Зафиксирована масса случаев, когда оккупанты убивали младенцев только за то, что они мешали им отдыхать. «В избе, где нас приютили хозяева, расположились на ночлег фашистские бандиты. Среди ночи мой брат шести лет что-то настойчиво просил у матери. Он даже плакал, нарушая покой фашистских извергов. Они взяли моего брата, увели за сарай и там расстреляли», – рассказывала школьница Колчанова[524]. Аналогичные случаи предал гласности в Нюрнберге советский обвинитель Леонид Смирнов. «В районном центре Волово Курской области, в котором немцы находились четыре часа, немецкий офицер ударил головой о стену и убил двухлетнего сына Бойковой за то, что ребёнок плакал. В Злобинском сельсовете Орловской области фашисты убили двухлетнего ребёнка колхозников Кратовых за то, что он мешал своим плачем им спать»[525].
О подобном случае через много лет вспоминали и ветераны РККА. Так, Михаил Лукинов рассказывал: «В… деревне плачущий грудной ребенок мешал спать немецким солдатам. Они пронзили его штыком в колыбели, а рыдающую мать выгнали из избы на мороз раздетую. Заперли дверь и спокойно заснули»[526].

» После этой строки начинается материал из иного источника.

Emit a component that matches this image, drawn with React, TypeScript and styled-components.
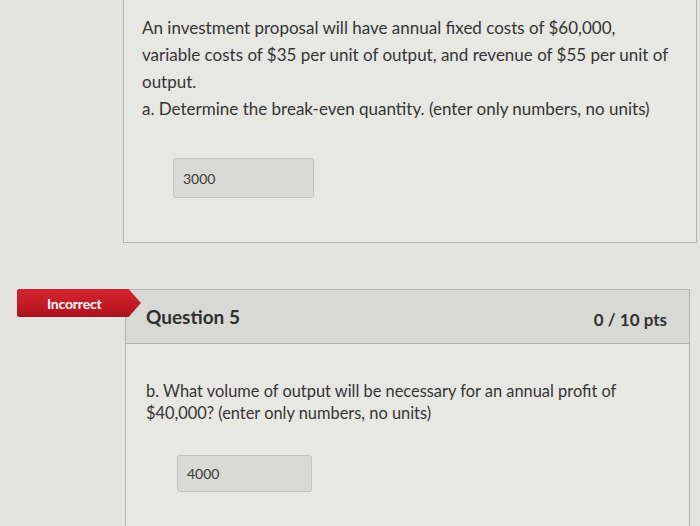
import styled, { createGlobalStyle } from "styled-components";

const GlobalStyle = createGlobalStyle`
  html, body {
    margin: 0;
    padding: 0;
    background: #e3e3e0;
    font-family: Lato, "Open Sans", "Liberation Sans", sans-serif;
    color: #363636;
    overflow: hidden;
  }
`;

const Page = styled.div`
  width: 700px;
  height: 526px;
  display: flex;
  flex-direction: column;
`;

const PrevCard = styled.section`
  margin-left: 123px;
  width: 574px;
  box-sizing: border-box;
  background: #e7e7e4;
  border: 1.5px solid #b4b4b1;
  border-top: none;
  padding: 14px 18px 44px 18px;
`;

const Prompt = styled.p<{ $size?: number; $lh?: number; $width?: number }>`
  margin: 0;
  max-width: ${({ $width }) => ($width ? `${$width}px` : "none")};
  font-size: ${({ $size }) => $size ?? 17}px;
  line-height: ${({ $lh }) => $lh ?? 27}px;
  color: #353535;
`;

const AnswerBox = styled.div<{ $w: number; $h: number; $top: number }>`
  margin: ${({ $top }) => $top}px 0 0 31px;
  width: ${({ $w }) => $w}px;
  height: ${({ $h }) => $h}px;
  box-sizing: border-box;
  background: #d9d9d6;
  border: 1px solid #c3c3c0;
  border-radius: 3px;
  display: flex;
  align-items: center;
  padding-left: 9px;
  font-size: 14px;
  color: #3a3a3a;
`;

const QuestionRow = styled.div`
  position: relative;
  margin-top: 46px;
  margin-left: 125px;
  width: 565px;
`;

const Badge = styled.div`
  position: absolute;
  left: -108px;
  top: 0;
  width: 124px;
  height: 28px;
  display: flex;
  align-items: center;
  padding-left: 30px;
  box-sizing: border-box;
  background: linear-gradient(180deg, #d3262f 0%, #c21a25 60%, #a8121c 100%);
  clip-path: polygon(0 0, 90% 0, 100% 50%, 90% 100%, 0 100%);
  border-radius: 2px 0 0 2px;
  color: #fff;
  font-weight: 700;
  font-size: 14px;
  letter-spacing: -0.2px;
  z-index: 1;
`;

const Card = styled.section`
  box-sizing: border-box;
  border: 1.5px solid #b4b4b1;
  background: #e7e7e4;
  height: 260px;
`;

const Header = styled.header`
  display: flex;
  justify-content: space-between;
  align-items: center;
  height: 53px;
  padding: 0 22px 0 20px;
  background: #d8d8d5;
  border-bottom: 1.5px solid #b4b4b1;
`;

const Title = styled.h2`
  margin: 0;
  font-size: 19px;
  font-weight: 700;
  color: #2f2f2f;
`;

const Points = styled.span`
  margin-top: 6px;
  font-size: 17px;
  font-weight: 700;
  color: #333;
`;

const Body = styled.div`
  padding: 36px 20px 0 20px;
`;

export default function App() {
  return (
    <>
      <GlobalStyle />
      <Page>
        <PrevCard>
          <Prompt $width={533}>
            An investment proposal will have annual fixed costs of $60,000,
            variable costs of $35 per unit of output, and revenue of $55 per
            unit of output.
          </Prompt>
          <Prompt>
            a. Determine the break-even quantity. (enter only numbers, no
            units)
          </Prompt>
          <AnswerBox $w={141} $h={40} $top={36}>3000</AnswerBox>
        </PrevCard>

        <QuestionRow>
          <Badge>Incorrect</Badge>
          <Card>
            <Header>
              <Title>Question 5</Title>
              <Points>0 / 10 pts</Points>
            </Header>
            <Body>
              <Prompt $size={16.4} $lh={22}>
                b. What volume of output will be necessary for an annual profit
                of $40,000? (enter only numbers, no units)
              </Prompt>
              <AnswerBox $w={135} $h={37} $top={31}>4000</AnswerBox>
            </Body>
          </Card>
        </QuestionRow>
      </Page>
    </>
  );
}
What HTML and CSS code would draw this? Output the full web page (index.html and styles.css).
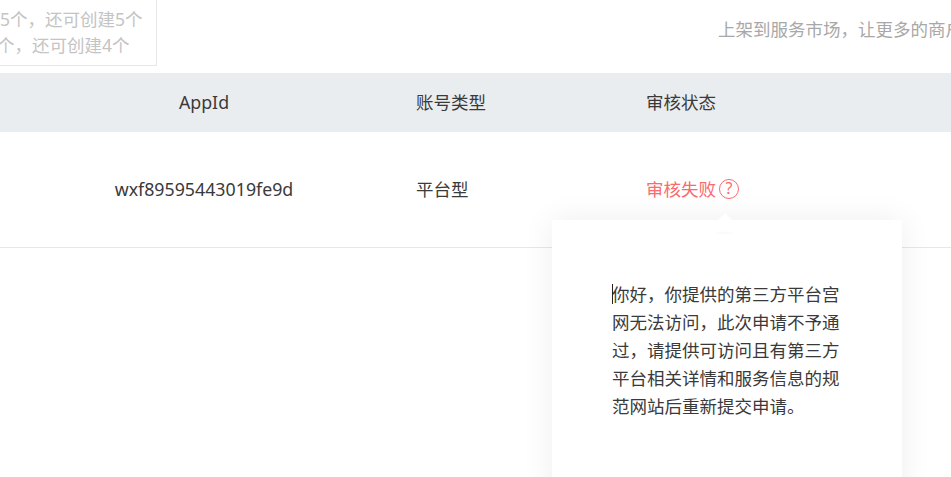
FILE: index.html
```html
<!DOCTYPE html>
<html lang="en">
<head>
    <meta charset="utf-8">
    <title>第三方平台</title>
    <link rel="stylesheet" href="styles.css">
</head>
<body>
    <div class="top">
        <div class="quota">
            <div>5个，还可创建5个</div>
            <div class="quota-second">个，还可创建4个</div>
        </div>
        <div class="top-tip">上架到服务市场，让更多的商户使用</div>
    </div>

    <div class="row head">
        <div class="cell-id">AppId</div>
        <div class="cell">账号类型</div>
        <div class="cell">审核状态</div>
    </div>

    <div class="row body-row">
        <div class="cell-id">wxf89595443019fe9d</div>
        <div class="cell">平台型</div>
        <div class="cell failed">
            审核失败
            <span class="help">?</span>
        </div>

        <!-- Reject reason popover -->
        <div class="popover">
            <span class="caret"></span>
            <p>你好，你提供的第三方平台宫网无法访问，此次申请不予通过，请提供可访问且有第三方平台相关详情和服务信息的规范网站后重新提交申请。</p>
        </div>
    </div>
</body>
</html>
```

FILE: styles.css
```css
html, body {
    height: 477px;
    overflow: hidden;
}
body {
    margin: 0;
    background: #fff;
    color: #3a3a3a;
    font-family: "Noto Sans", "Noto Sans CJK SC", sans-serif;
    font-size: 17.5px;
}
.top {
    height: 73px;
    display: flex;
    justify-content: space-between;
    align-items: flex-start;
    white-space: nowrap;
    overflow: hidden;
}
.quota {
    box-sizing: border-box;
    width: 157px;
    height: 66px;
    padding-top: 6px;
    line-height: 26px;
    color: #c4c4c4;
    border-right: 1px solid #e7e7e7;
    border-bottom: 1px solid #e7e7e7;
}
.quota-second {
    margin-left: -3px;
}
.top-tip {
    width: 233px;
    overflow: hidden;
    margin-top: 16px;
    line-height: 26px;
    color: #a8a8a8;
}
.row {
    display: grid;
    grid-template-columns: 408px 230px 1fr;
    align-items: center;
    box-sizing: border-box;
    padding-bottom: 2px;
}
.head {
    height: 59px;
    background: #eaedf0;
}
.body-row {
    position: relative;
    height: 116px;
    border-bottom: 1px solid #e7e7e7;
}
.cell-id {
    text-align: center;
    font-size: 17.8px;
}
.cell {
    padding-left: 8px;
}
.failed {
    display: flex;
    align-items: center;
    gap: 3px;
    color: #fa6a6f;
}
.help {
    box-sizing: border-box;
    width: 20px;
    height: 20px;
    border: 1.5px solid #fa6a6f;
    border-radius: 50%;
    font-size: 16px;
    line-height: 17px;
    text-align: center;
}
.popover {
    position: absolute;
    left: 552px;
    top: 88px;
    box-sizing: border-box;
    width: 350px;
    height: 300px;
    padding: 60px 60px;
    background: #fff;
    box-shadow: 0 0 30px rgba(0, 0, 0, 0.07);
}
.popover::before {
    content: "";
    position: absolute;
    left: 166px;
    top: -7px;
    border-left: 7px solid transparent;
    border-right: 7px solid transparent;
    border-bottom: 7px solid #fff;
}
.popover::after {
    content: "";
    position: absolute;
    left: 162px;
    top: 11px;
    width: 22px;
    height: 4px;
    background: radial-gradient(closest-side, #f8f8f8, #fff);
}
.popover p {
    margin: 0;
    line-height: 28px;
    color: #3a3a3a;
}
.caret {
    position: absolute;
    left: 60px;
    top: 64px;
    width: 1px;
    height: 20px;
    background: #222;
}
```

Другой эпизод, о котором рассказал москвич М. Чаусов, к счастью закончился спасением младенца. «Разболелся как-то наш грудничок Ваня, и всё бы ничего, но в избу, в которой он оказался под присмотром моей мамы, пришли на ночлег два солдата. Посреди ночи младенец расплакался, и маме никак не удавалось его успокоить. Разбуженные вояки начали нервничать, особенно тот, который помоложе. Вот он уже не просто кричит что-то угрожающее, а, схватив винтовку с откинутым штыком, решительно направляется к малышу с недвусмысленным намерением. Мама, вся в слезах, склонившись над колыбелью, прикрывает ребёнка своим телом, а фашист ищет место, куда точнее нанести удар. В самый критический момент, когда трагическая развязка казалась неизбежной, неожиданно не выдерживает второй солдат: он срывается с постели и с руганью отталкивает в сторону взбесившегося маньяка. Я не запомнил лица этого солдата, но почему-то думаю сейчас, что у него дома тоже были жена и дети и что, если ему посчастливилось остаться в живых, он стал одним из тех немцев, с участием которых впоследствии осуществлялось возрождение Германии в её современном качестве»[527].
81-летний житель Подмосковья В. Гладышев сообщил на конференции, посвящённой сожжённым деревням и городам Европы, ужасные подробности детоубийств, которые он видел собственными глазами: «Помню, как фашисты в 10-ти метрах от меня утопили девочку 3–4-х лет, она шла в колонне узников и была очень измождена и уставшей. Ноябрь был очень холодным, ребенка утопили в проруби только что замёрзшей реки. На моих глазах в замороженном помещении девочку 2–3-х лет проткнули штыком, а потом её убийца, проходя мимо меня и других бойцов, лежащих и замерзающих от холода, вытер кровь со штыка о нашу одежду. Я был свидетелем убийства двух мальчиков-братьев, они были чуть-чуть постарше меня и моего брата, они погибли за то, что решили поднять печенье со снега, которое только что уронили фашисты. И когда голодные дети вместе со снегом стали запихивать печенье в рот, их сразу расстреляли»[528].